'''
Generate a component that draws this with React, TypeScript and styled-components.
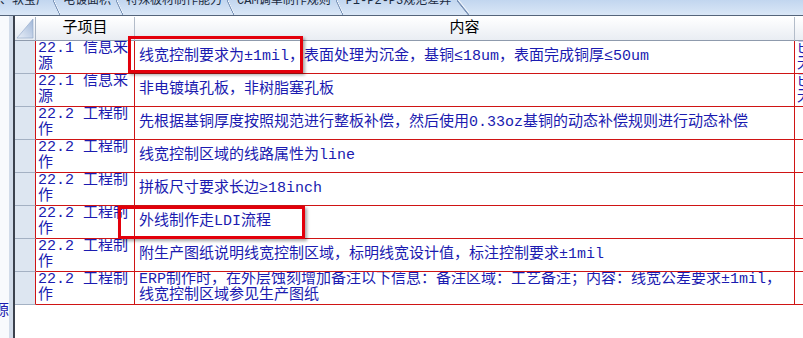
import React from "react";
import styled, { createGlobalStyle } from "styled-components";

const FONT = `"Liberation Mono", "Noto Sans CJK SC", monospace`;
const GRID_RED = "#cf1414";
const TEXT_BLUE = "#1b1bb0";

type Row = {
  group: string;
  content: React.ReactNode;
  extra?: React.ReactNode;
};

const tabs = ["、软宝厂", "电镀面积", "特殊板材制作能力", "CAM调单制作规则", "P1-P2-P3规范差异"];

const rows: Row[] = [
  {
    group: "22.1 信息来源",
    content: "线宽控制要求为±1mil，表面处理为沉金，基铜≤18um，表面完成铜厚≤50um",
    extra: (
      <>
        已执行
        <br />
        无异议
      </>
    ),
  },
  {
    group: "22.1 信息来源",
    content: "非电镀填孔板，非树脂塞孔板",
    extra: (
      <>
        已执行
        <br />
        无异议
      </>
    ),
  },
  { group: "22.2 工程制作", content: "先根据基铜厚度按照规范进行整板补偿，然后使用0.33oz基铜的动态补偿规则进行动态补偿" },
  { group: "22.2 工程制作", content: "线宽控制区域的线路属性为line" },
  { group: "22.2 工程制作", content: "拼板尺寸要求长边≥18inch" },
  { group: "22.2 工程制作", content: "外线制作走LDI流程" },
  { group: "22.2 工程制作", content: "附生产图纸说明线宽控制区域，标明线宽设计值，标注控制要求±1mil" },
  {
    group: "22.2 工程制作",
    content: (
      <>
        ERP制作时，在外层蚀刻增加备注以下信息：备注区域：工艺备注；内容：线宽公差要求±1mil，
        <br />
        线宽控制区域参见生产图纸
      </>
    ),
  },
];

const GlobalStyle = createGlobalStyle`
  html, body {
    margin: 0;
    padding: 0;
    background: #ffffff;
  }
  body {
    overflow: hidden;
  }
`;

export default function App() {
  return (
    <>
      <GlobalStyle />
      <Screen>
        <TabStrip>
          {tabs.map((t, i) => (
            <Tab key={t} $first={i === 0} $last={i === tabs.length - 1}>
              {t}
            </Tab>
          ))}
        </TabStrip>
        <Body>
          <SidePane>
            <SideText>源</SideText>
          </SidePane>
          <Splitter />
          <Grid>
            <Corner>
              <svg width="18" height="21" viewBox="0 0 18 21">
                <defs>
                  <linearGradient id="cornerFill" x1="1" y1="0" x2="0" y2="1">
                    <stop offset="0" stopColor="#9fb6d8" />
                    <stop offset="1" stopColor="#e9eff8" />
                  </linearGradient>
                </defs>
                <polygon points="17,1 17,20 1,20" fill="url(#cornerFill)" stroke="#8ea5c7" strokeWidth="0.6" />
              </svg>
            </Corner>
            <HeadCell>子项目</HeadCell>
            <HeadCell>内容</HeadCell>
            <HeadCell />
            {rows.map((r, i) => (
              <React.Fragment key={i}>
                <Indicator />
                <Cell $kind="group">
                  <span>{r.group}</span>
                </Cell>
                <Cell $kind="content">
                  <span>{r.content}</span>
                </Cell>
                <Cell $kind="extra">
                  <span>{r.extra}</span>
                </Cell>
              </React.Fragment>
            ))}
          </Grid>
        </Body>
        <Highlight $x={128} $y={36} $w={175} $h={37} />
        <Highlight $x={118} $y={206} $w={187} $h={33} />
      </Screen>
    </>
  );
}

const Screen = styled.div`
  position: relative;
  width: 803px;
  height: 338px;
  overflow: hidden;
  background: #ffffff;
  display: flex;
  flex-direction: column;
  font-family: ${FONT};
`;

const TabStrip = styled.div`
  flex: none;
  height: 15px;
  overflow: hidden;
  display: flex;
  align-items: flex-start;
  background: linear-gradient(#c2d6ef, #dae7f7);
  border-bottom: 1px solid #55657b;
`;

const Tab = styled.div<{ $first?: boolean; $last?: boolean }>`
  position: relative;
  margin-top: -6px;
  line-height: 15px;
  font-size: 12px;
  color: #1a2a40;
  white-space: nowrap;
  padding: 0 ${({ $last }) => ($last ? 14 : 8)}px 0 ${({ $first }) => ($first ? 0 : 7)}px;

  &::before {
    content: "";
    display: ${({ $first }) => ($first ? "none" : "block")};
    position: absolute;
    left: -3px;
    top: 6px;
    width: 7px;
    height: 15px;
    background: linear-gradient(
      to top right,
      transparent 44%,
      #7e97ba 47%,
      #7e97ba 52%,
      #ffffff 55%,
      transparent 60%
    );
  }

  &::after {
    content: "";
    display: ${({ $last }) => ($last ? "block" : "none")};
    position: absolute;
    right: -4px;
    top: 6px;
    width: 12px;
    height: 15px;
    background: linear-gradient(
      to top right,
      transparent 44%,
      #7891b6 47%,
      #7891b6 51%,
      #f4f8fd 55%,
      transparent 62%
    );
  }
`;

const Body = styled.div`
  flex: 1;
  min-height: 0;
  display: flex;
  align-items: stretch;
`;

const SidePane = styled.div`
  flex: none;
  width: 9px;
  display: flex;
  justify-content: flex-end;
  align-items: flex-end;
  padding-bottom: 18px;
  background: #f8fafd;
  border-right: 4px solid #d2dcea;
  overflow: hidden;
`;

const SideText = styled.span`
  font-size: 15px;
  line-height: 16px;
  color: ${TEXT_BLUE};
  white-space: nowrap;
`;

const Splitter = styled.div`
  flex: none;
  width: 2px;
  background: #3b424e;
`;

const Grid = styled.div`
  flex: none;
  align-self: flex-start;
  margin-top: 1px;
  display: grid;
  grid-template-columns: 21px 99px 660px 80px;
  grid-template-rows: 24px repeat(8, 33px);
`;

const Corner = styled.div`
  box-sizing: border-box;
  display: flex;
  align-items: center;
  justify-content: center;
  background: linear-gradient(#fbfcfe, #e4eaf2);
  border-right: 1px solid #a8b3c3;
  border-bottom: 1px solid #8f9bad;
`;

const HeadCell = styled.div`
  box-sizing: border-box;
  display: flex;
  align-items: center;
  justify-content: center;
  background: linear-gradient(#ffffff, #e9edf3);
  border-right: 1px solid #b3bcc9;
  border-bottom: 1px solid #8f9bad;
  font-size: 15px;
  line-height: 16px;
  color: #000000;
`;

const Indicator = styled.div`
  box-sizing: border-box;
  background: #dde6f1;
  border-right: 1px solid ${GRID_RED};
  border-bottom: 1px solid #a4b1c3;
`;

const Cell = styled.div<{ $kind: "group" | "content" | "extra" }>`
  box-sizing: border-box;
  display: flex;
  align-items: center;
  overflow: hidden;
  padding: ${({ $kind }) =>
    $kind === "group" ? "0 4px 0 2px" : $kind === "content" ? "0 4px 0 4px" : "0 0 0 2px"};
  border-right: 1px solid ${GRID_RED};
  border-bottom: 1px solid ${GRID_RED};
  font-size: 15px;
  line-height: 16px;
  color: ${TEXT_BLUE};
  white-space: ${({ $kind }) => ($kind === "extra" ? "nowrap" : "normal")};
`;

const Highlight = styled.div<{ $x: number; $y: number; $w: number; $h: number }>`
  position: absolute;
  left: ${({ $x }) => $x}px;
  top: ${({ $y }) => $y}px;
  width: ${({ $w }) => $w}px;
  height: ${({ $h }) => $h}px;
  box-sizing: border-box;
  border: 3px solid #e3000b;
  box-shadow: 2px 2px 3px rgba(0, 0, 0, 0.35);
  pointer-events: none;
`;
'''
**TASK TO CARRY OUT**. Copy every line that includes the string "components" from the material above.

**ANSWER TO THIS EXERCISE**.
Generate a component that draws this with React, TypeScript and styled-components.
import styled, { createGlobalStyle } from "styled-components";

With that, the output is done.